Monday, January 2, 2012

The Ninth Day of Christmas

Since it is still the Christmas season, here's a card I once received from Sister Marita Ganley SC:

I'm turning my mind back to school... still have two weeks before the Spring semester begins, but I have a good deal of revising in process on the syllabi for two of the three courses I teach.  Today I am working on Mod Civ - that's what we all call  CVEN 201 -  The West in the Modern World. It's the History of Europe from roughly 1850 to 2000.  I teach the history with poetry.  What I hope is that it becomes the Chaucer method of history:  teaching the big events , but through the eyes of the people who lived through them.  I use poetry for this. My students and I read and study about forty poems from European and British poets of that era.  The first one we meet is Rilke.  Here is his poem entitled
"The Future":

The Future 

 The future: time's excuse
to frighten us; too vast
a project, too large a morsel
for the heart's mouth.

Future, who won't wait for you?
Everyone is going there.
It suffices you to deepen
the absence that we are.

Rainer Maria Rilke     ( Translated by A. Poulin)


roughseasinthemed said...

Hi, you commented on my Clouds blog re the cancer post. Thanks for your insightful comment.

Will try and remember to add you to one of my blogrolls on one of my (many) other blogs as I do write about gardens and books when I am not busy ranting about unfair governmental systems.

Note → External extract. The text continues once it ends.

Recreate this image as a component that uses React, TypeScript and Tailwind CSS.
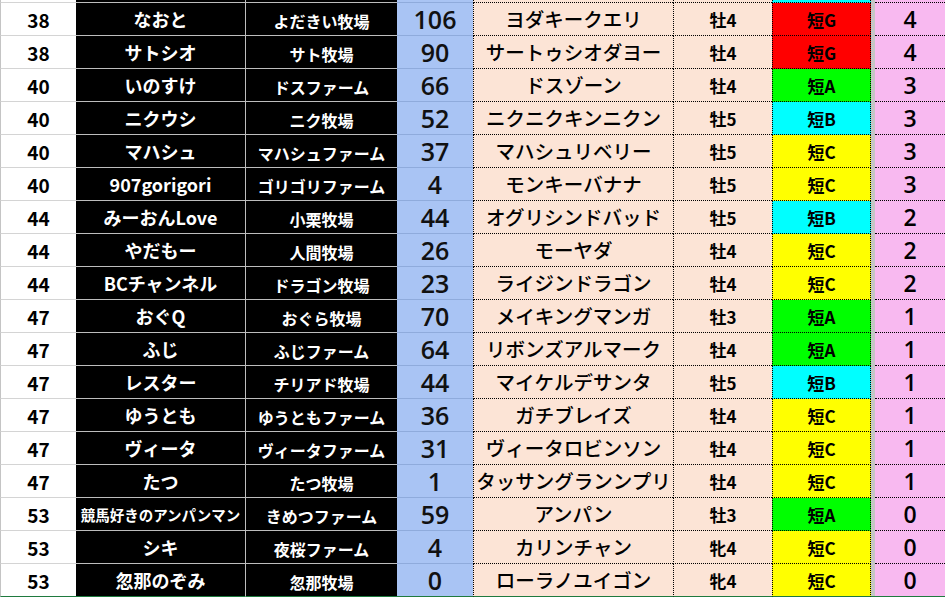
import React from "react";

type Row = {
  rank: string;
  name: string;
  farm: string;
  pts: string;
  horse: string;
  sex: string;
  rating: string;
  color: "red" | "green" | "cyan" | "yellow";
  n: string;
  nameSmall?: boolean;
};

const rows: Row[] = [
  { rank: "38", name: "なおと", farm: "よだきい牧場", pts: "106", horse: "ヨダキークエリ", sex: "牡4", rating: "短G", color: "red", n: "4" },
  { rank: "38", name: "サトシオ", farm: "サト牧場", pts: "90", horse: "サートゥシオダヨー", sex: "牡4", rating: "短G", color: "red", n: "4" },
  { rank: "40", name: "いのすけ", farm: "ドスファーム", pts: "66", horse: "ドスゾーン", sex: "牡4", rating: "短A", color: "green", n: "3" },
  { rank: "40", name: "ニクウシ", farm: "ニク牧場", pts: "52", horse: "ニクニクキンニクン", sex: "牡5", rating: "短B", color: "cyan", n: "3" },
  { rank: "40", name: "マハシュ", farm: "マハシュファーム", pts: "37", horse: "マハシュリベリー", sex: "牡5", rating: "短C", color: "yellow", n: "3" },
  { rank: "40", name: "907gorigori", farm: "ゴリゴリファーム", pts: "4", horse: "モンキーバナナ", sex: "牡5", rating: "短C", color: "yellow", n: "3" },
  { rank: "44", name: "みーおんLove", farm: "小栗牧場", pts: "44", horse: "オグリシンドバッド", sex: "牡5", rating: "短B", color: "cyan", n: "2" },
  { rank: "44", name: "やだもー", farm: "人間牧場", pts: "26", horse: "モーヤダ", sex: "牡4", rating: "短C", color: "yellow", n: "2" },
  { rank: "44", name: "BCチャンネル", farm: "ドラゴン牧場", pts: "23", horse: "ライジンドラゴン", sex: "牡4", rating: "短C", color: "yellow", n: "2" },
  { rank: "47", name: "おぐQ", farm: "おぐら牧場", pts: "70", horse: "メイキングマンガ", sex: "牡3", rating: "短A", color: "green", n: "1" },
  { rank: "47", name: "ふじ", farm: "ふじファーム", pts: "64", horse: "リボンズアルマーク", sex: "牡4", rating: "短A", color: "green", n: "1" },
  { rank: "47", name: "レスター", farm: "チリアド牧場", pts: "44", horse: "マイケルデサンタ", sex: "牡5", rating: "短B", color: "cyan", n: "1" },
  { rank: "47", name: "ゆうとも", farm: "ゆうともファーム", pts: "36", horse: "ガチブレイズ", sex: "牡4", rating: "短C", color: "yellow", n: "1" },
  { rank: "47", name: "ヴィータ", farm: "ヴィータファーム", pts: "31", horse: "ヴィータロビンソン", sex: "牡4", rating: "短C", color: "yellow", n: "1" },
  { rank: "47", name: "たつ", farm: "たつ牧場", pts: "1", horse: "タッサングランンプリ", sex: "牡4", rating: "短C", color: "yellow", n: "1" },
  { rank: "53", name: "競馬好きのアンパンマン", farm: "きめつファーム", pts: "59", horse: "アンパン", sex: "牡3", rating: "短A", color: "green", n: "0", nameSmall: true },
  { rank: "53", name: "シキ", farm: "夜桜ファーム", pts: "4", horse: "カリンチャン", sex: "牝4", rating: "短C", color: "yellow", n: "0" },
  { rank: "53", name: "忽那のぞみ", farm: "忽那牧場", pts: "0", horse: "ローラノユイゴン", sex: "牝4", rating: "短C", color: "yellow", n: "0" },
];

const ratingBg: Record<Row["color"], string> = {
  red: "bg-[#ff0000]",
  green: "bg-[#00ff00]",
  cyan: "bg-[#00ffff]",
  yellow: "bg-[#ffff00]",
};

const jp = "font-['Noto_Sans_CJK_JP','Noto_Sans',sans-serif]";
const num = "font-['Open_Sans','Noto_Sans',sans-serif]";

const grid =
  "grid grid-cols-[76px_170px_151px_76px_200px_99px_99px_4px_70px]";

const dotL = "border-l border-l-black [border-left-style:dotted]";
const dotR = "border-r border-r-black [border-right-style:dotted]";

function DataRow({ r, last }: { r: Row; last: boolean }) {
  const cellBase =
    "h-[33px] flex items-center justify-center leading-none whitespace-nowrap overflow-visible border-b";
  const green = "border-b-[#1f7a3f]";
  const gray = last ? green : "border-b-[#d4d4d4]";
  const blk = last ? green : "border-b-[#bdbdbd]";
  const blu = last ? green : "border-b-[#8fabdc]";
  const dot = last ? green : "border-b-black [border-bottom-style:dotted]";
  return (
    <div className={grid}>
      <div className={`${cellBase} ${gray} bg-white border-l border-l-[#c4c4c4] text-black font-bold text-[19px] ${jp}`}>
        {r.rank}
      </div>
      <div
        className={`${cellBase} ${blk} bg-black border-r border-r-[#bdbdbd] text-white font-bold ${jp} ${
          r.nameSmall ? "text-[14.5px] pt-[2px]" : "text-[18px]"
        }`}
      >
        {r.name}
      </div>
      <div className={`${cellBase} ${blk} bg-black text-white font-bold text-[16px] pt-[3px] ${jp}`}>
        {r.farm}
      </div>
      <div className={`${cellBase} ${blu} bg-[#a9c4f4] text-[#111] text-[25px] font-semibold pt-[1px] ${num}`}>
        {r.pts}
      </div>
      <div className={`${cellBase} ${dot} bg-[#fce4d6] ${dotL} text-black font-medium text-[19.5px] ${jp}`}>
        {r.horse}
      </div>
      <div className={`${cellBase} ${dot} bg-[#fce4d6] ${dotL} text-black font-bold text-[17px] pt-[1px] ${jp}`}>
        {r.sex}
      </div>
      <div className={`${cellBase} ${dot} ${ratingBg[r.color]} ${dotL} ${dotR} text-black font-bold text-[17px] pt-[1px] ${jp}`}>
        {r.rating}
      </div>
      <div className={`h-[33px] bg-[#c6c6c6] ${last ? "border-b border-b-[#1f7a3f]" : ""}`} />
      <div className={`${cellBase} ${dot} bg-[#f8b9f0] text-black text-[23px] font-semibold ${num}`}>
        {r.n}
      </div>
    </div>
  );
}

function TopStrip() {
  const c = "h-[3px] border-b";
  const d = "border-b-black [border-bottom-style:dotted]";
  return (
    <div className={grid}>
      <div className={`${c} bg-white border-l border-l-[#c4c4c4] border-b-[#d4d4d4]`} />
      <div className={`${c} bg-black border-r border-r-[#bdbdbd] border-b-[#bdbdbd]`} />
      <div className={`${c} bg-black border-b-[#bdbdbd]`} />
      <div className={`${c} bg-[#a9c4f4] border-b-[#8fabdc]`} />
      <div className={`${c} bg-[#fce4d6] ${dotL} ${d}`} />
      <div className={`${c} bg-[#fce4d6] ${dotL} ${d}`} />
      <div className={`${c} bg-[#00ffff] ${dotL} ${dotR} ${d}`} />
      <div className="h-[3px] bg-[#c6c6c6]" />
      <div className={`${c} bg-[#f8b9f0] ${d}`} />
    </div>
  );
}

export default function App() {
  return (
    <div className="w-[945px] h-[597px] overflow-hidden bg-white">
      <TopStrip />
      {rows.map((r, i) => (
        <DataRow key={i} r={r} last={i === rows.length - 1} />
      ))}
    </div>
  );
}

Best wishes for the new year.


roughseasinthemed said...

And the reason I was writing was that I meant to say, I studied British and European history of a similar period (shorter obviously cos I am older and left school well before 2000). My particular choice of favourite poetry are the first world war ones. There is a linky on my rough seas blog and itchy feet. Scan down to the bottom for the poetry if you don't want to bother reading through.